# START OF INFORMATION PROVIDED
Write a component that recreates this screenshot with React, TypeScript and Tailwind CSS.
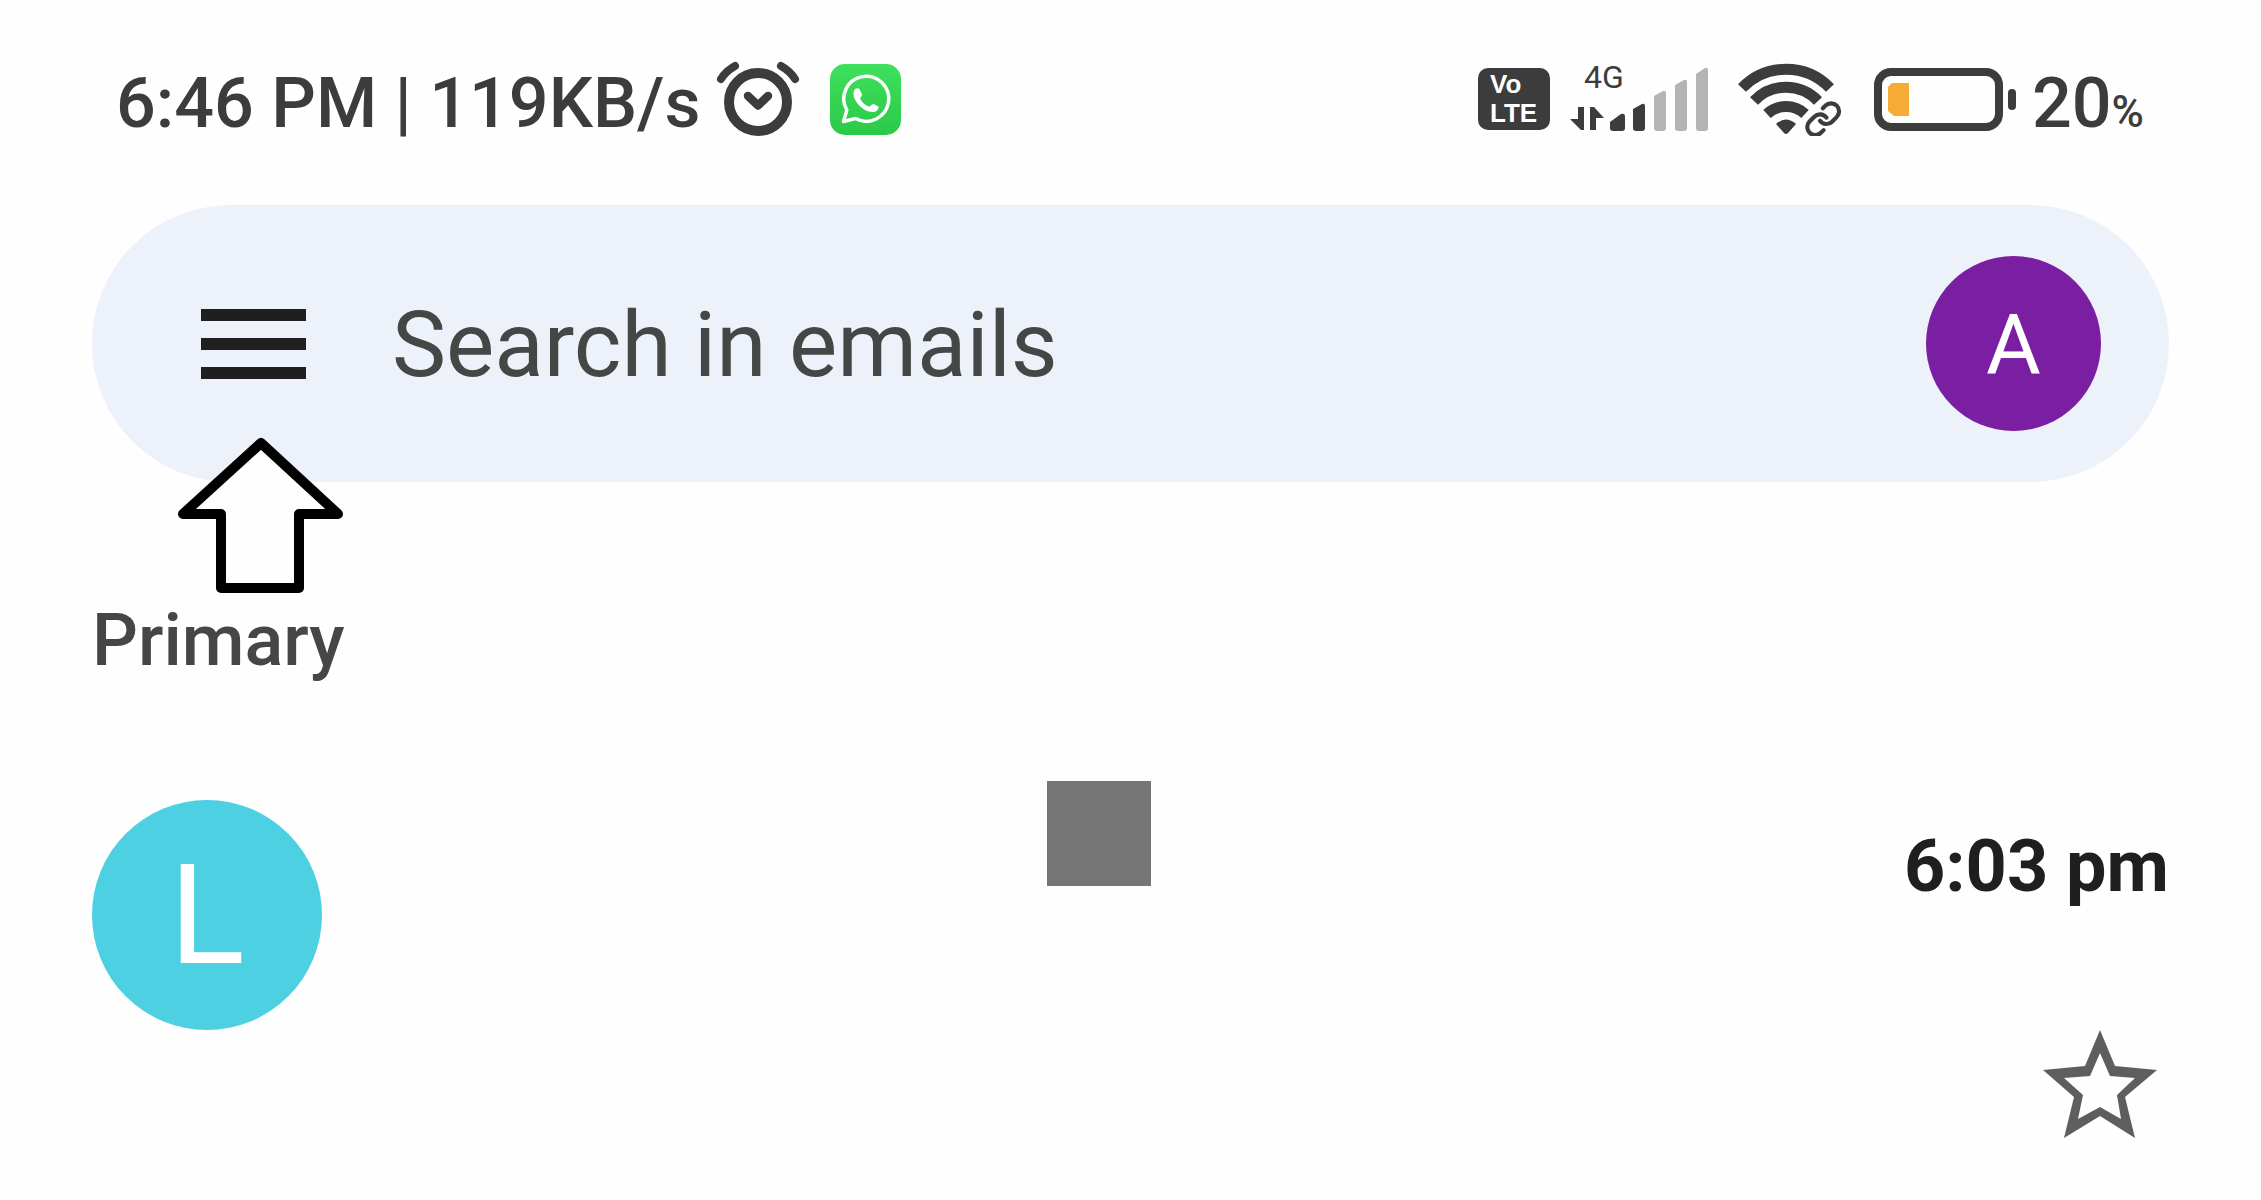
import React from 'react';

const AlarmIcon: React.FC = () => (
  <svg width="84" height="76" viewBox="0 0 84 76" fill="none" stroke="#3c3c3c" aria-hidden="true">
    <circle cx="42" cy="41" r="29" strokeWidth="10" />
    <path d="M32 35 L42 44.500 L52 35" strokeWidth="8.500" strokeLinecap="round" strokeLinejoin="round" />
    <path d="M5 18 Q10 10 19 5" strokeWidth="8" strokeLinecap="round" />
    <path d="M65 5 Q74 10 79 18" strokeWidth="8" strokeLinecap="round" />
  </svg>
);

const WhatsAppIcon: React.FC = () => (
  <svg width="71" height="71" viewBox="0 0 71 71" aria-hidden="true">
    <defs>
      <linearGradient id="wa" x1="0" y1="0" x2="0" y2="1">
        <stop offset="0" stopColor="#3ee05c" />
        <stop offset="1" stopColor="#2bc948" />
      </linearGradient>
    </defs>
    <rect width="71" height="71" rx="15" fill="url(#wa)" />
    <path
      d="M13.500 57.500 L16.800 46 A22.500 22.500 0 1 1 25.500 54.500 Z"
      fill="none"
      stroke="#fff"
      strokeWidth="3.500"
      strokeLinejoin="round"
    />
    <path
      d="M24 26.500 C25 24 28 23.500 29.500 25 L32 30.500 C32.500 32 30 33.500 30 34.500 C32 38.500 35 41 39 42.500 C40.500 42.500 42 39.500 43.500 40 L48.500 42.500 C49 46 46 48 42.500 48 C33 48 23 37 23.500 29 Z"
      fill="#fff"
    />
  </svg>
);

const SignalIcon: React.FC = () => (
  <svg width="140" height="64" viewBox="0 0 140 64" aria-hidden="true">
    <g fill="#3c3c3c">
      <path d="M8 40 H14 V63 H11 L0 52 H8 Z" />
      <path d="M20 63 V40 H24 L34 51 H26 V63 Z" />
      <path d="M40 55 L51 47 Q55 46 55 50 V61 Q55 64 52 64 H43 Q40 64 40 61 Z" />
      <path d="M63 42 L72 37 Q75 36 75 39 V61 Q75 64 72 64 H66 Q63 64 63 61 Z" />
    </g>
    <g fill="#b4b4b4">
      <path d="M84 29 L93 24 Q96 23 96 26 V61 Q96 64 93 64 H87 Q84 64 84 61 Z" />
      <path d="M105 18 L114 13 Q117 12 117 15 V61 Q117 64 114 64 H108 Q105 64 105 61 Z" />
      <path d="M126 7 L135 1 Q138 0 138 3 V61 Q138 64 135 64 H129 Q126 64 126 61 Z" />
    </g>
  </svg>
);

const WifiIcon: React.FC = () => (
  <svg width="104" height="74" viewBox="0 0 104 74" fill="none" stroke="#3c3c3c" aria-hidden="true">
    <g strokeWidth="11">
      <path d="M4 26 A61 61 0 0 1 92 26" />
      <path d="M16 39 A44 44 0 0 1 80 39" />
      <path d="M29 52 A28 28 0 0 1 67 52" />
    </g>
    <path d="M38 62 Q48 53 58 62 L50 71 Q48 73 46 71 Z" fill="#3c3c3c" stroke="none" />
    <g transform="translate(66 38) scale(1.6)" strokeWidth="2.600" strokeLinecap="round">
      <path d="M10 13a5 5 0 0 0 7.540.540l3-3a5 5 0 0 0-7.070-7.070l-1.720 1.710" />
      <path d="M14 11a5 5 0 0 0-7.540-.540l-3 3a5 5 0 0 0 7.070 7.070l1.710-1.710" />
    </g>
  </svg>
);

const BatteryIcon: React.FC = () => (
  <svg width="142" height="63" viewBox="0 0 142 63" aria-hidden="true">
    <rect x="4" y="4" width="121" height="55" rx="13" fill="none" stroke="#3c3c3c" strokeWidth="8" />
    <rect x="134" y="21" width="8" height="21" rx="4" fill="#3c3c3c" />
    <path d="M18 15 H35 V48 H20 L14 43 V19 Z" fill="#f5ac34" />
  </svg>
);

const UpArrow: React.FC = () => (
  <svg
    className="pointer-events-none absolute top-[228px] left-[84px]"
    width="170"
    height="164"
    viewBox="0 0 170 164"
    aria-hidden="true"
  >
    <path
      d="M85 10 L7 81 H45 V155 H123 V81 H162 Z"
      fill="#fefefe"
      stroke="#000"
      strokeWidth="10"
      strokeLinejoin="round"
    />
  </svg>
);

const StatusBar: React.FC = () => (
  <header className="flex h-[205px] items-start justify-between pt-[58px] pr-[25px] pl-[24px] text-[#3c3c3c]">
    <div className="flex h-[82px] items-center">
      <span className="pt-2 text-[70px] leading-[82px] font-medium whitespace-nowrap">6:46 PM | 119KB/s</span>
      <span className="ml-4"><AlarmIcon /></span>
      <span className="ml-[30px]"><WhatsAppIcon /></span>
    </div>
    <div className="flex h-[82px] items-center">
      <div className="flex h-[62px] w-[72px] flex-col justify-center rounded-[10px] bg-[#3c3c3c] pl-3 font-['Liberation_Sans',sans-serif] text-[26px] leading-[29px] font-bold text-white">
        <span>Vo</span>
        <span>LTE</span>
      </div>
      <div className="relative ml-5">
        <SignalIcon />
        <span className="absolute -top-2 left-3.5 text-[32px] leading-[36px]">4G</span>
      </div>
      <span className="ml-7"><WifiIcon /></span>
      <span className="ml-8"><BatteryIcon /></span>
      <span className="ml-4 pt-2 text-[70px] leading-[82px] font-medium">
        20<span className="text-[44px] leading-none">%</span>
      </span>
    </div>
  </header>
);

const SearchBar: React.FC = () => (
  <div className="relative flex h-[277px] items-center rounded-full bg-[#edf1fa] pr-[68px] pl-[109px]">
    <button type="button" aria-label="Open menu" className="flex w-[105px] flex-col gap-[17px]">
      <span className="h-3 w-full bg-[#1f1f1f]" />
      <span className="h-3 w-full bg-[#1f1f1f]" />
      <span className="h-3 w-full bg-[#1f1f1f]" />
    </button>
    <input
      type="text"
      aria-label="Search in emails"
      placeholder="Search in emails"
      className="ml-[86px] h-[120px] min-w-0 flex-1 bg-transparent pt-1 text-[91px] text-[#444746] outline-none placeholder:text-[#444746] placeholder:opacity-100"
    />
    <button
      type="button"
      aria-label="Account"
      className="flex size-[175px] items-center justify-center rounded-full bg-[#7b1fa2] pt-1 text-[84px] leading-none text-white"
    >
      A
    </button>
    <UpArrow />
  </div>
);

const EmailRow: React.FC = () => (
  <article className="mt-[98px] flex items-start">
    <div className="mt-[19px] flex size-[230px] shrink-0 items-center justify-center rounded-full bg-[#4dd0e1] text-[140px] leading-none text-white">
      L
    </div>
    <div className="ml-[98px] grid h-[210px] w-[731px] grid-cols-7 grid-rows-2">
      <span className="col-start-1 row-start-1 bg-[#fdfdfd]" />
      <span className="col-start-6 row-start-2 bg-[#fdfdfd]" />
      <span className="col-start-7 row-start-1 bg-[#757575]" />
    </div>
    <div className="ml-auto flex flex-col items-end">
      <time className="mt-[44px] text-[72px] leading-[84px] font-bold text-[#1f1f1f]">6:03 pm</time>
      <button type="button" aria-label="Star" className="mt-[121px] mr-3">
        <svg width="114" height="108" viewBox="0 0 114 108" aria-hidden="true">
          <path
            fillRule="evenodd"
            fill="#5e5e5e"
            d="M57 0 L72 36 L114 40 L82 67 L92 108 L57 86 L21 108 L31 67 L0 40 L42 36 Z M57 23 L47 46 L21 48 L40 65 L35 89 L57 77 L78 89 L74 65 L92 48 L67 46 Z"
          />
        </svg>
      </button>
    </div>
  </article>
);

const App: React.FC = () => {
  return (
    <main className="min-h-screen bg-[#fefefe] px-[92px] font-['Roboto',sans-serif]">
      <StatusBar />
      <SearchBar />
      <h2 className="mt-[117px] text-[72px] leading-[84px] font-medium text-[#444746]">Primary</h2>
      <EmailRow />
    </main>
  );
};

export default App;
# END OF INFORMATION PROVIDED
__TASK REQUIREMENTS__.
Count every line of the material above that holds the string "React", then state only the total.

__ANSWER TO THE TASK__.
12